“Which residential hall is the best?” This question is easily the most common one I get from prospectives, and I totally get it. Picking your residential hall is your first decision as a college student. So you spend hours browsing Reddit posts and watching YouTube videos to find res hall opinions like I did before my first year. Many of you do this because you don’t want to make the wrong choice. 

So, which first-year residential hall is the best? The answer entirely depends on YOU. 

Similarities Between Residential Halls

No matter which residential hall you choose, each contains laundry facilities, 24-hour campus safety, private bathrooms (no communal bathrooms, yippee!), and a room (with a twin bed, desk, dresser, and the like).

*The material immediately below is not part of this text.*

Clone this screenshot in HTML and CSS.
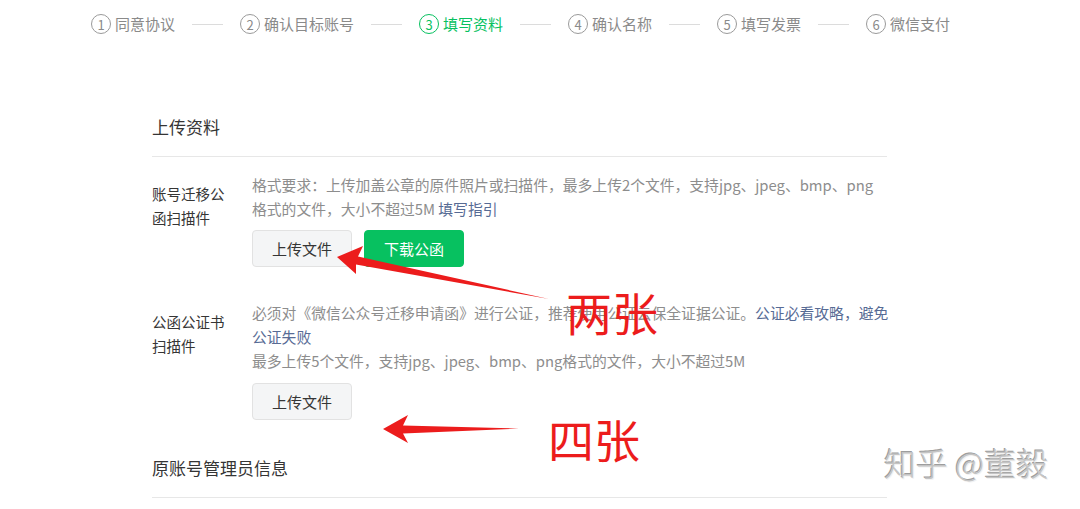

And since you will live in a first-year residential hall, you typically will only live with first-year students. At NYU, there are a couple residential halls for first-year and upper-level residents. But, typically, first years share the same floor of the building.

A map of the NYU Washington Square campus; star icons indicate the locations of first-year residential halls.
Each star represents a first-year residential hall!

Differences Between Residential Halls

Room styles, amenities, community, and location set each residential hall apart, and everyone values these things differently. For example, some people are overwhelmed by having a kitchen in their room and would rather have more space. Others hate community kitchens and would rather have their own! 

So the question is: Which residential hall is best for you based on your lifestyle preferences? I have some suggestions.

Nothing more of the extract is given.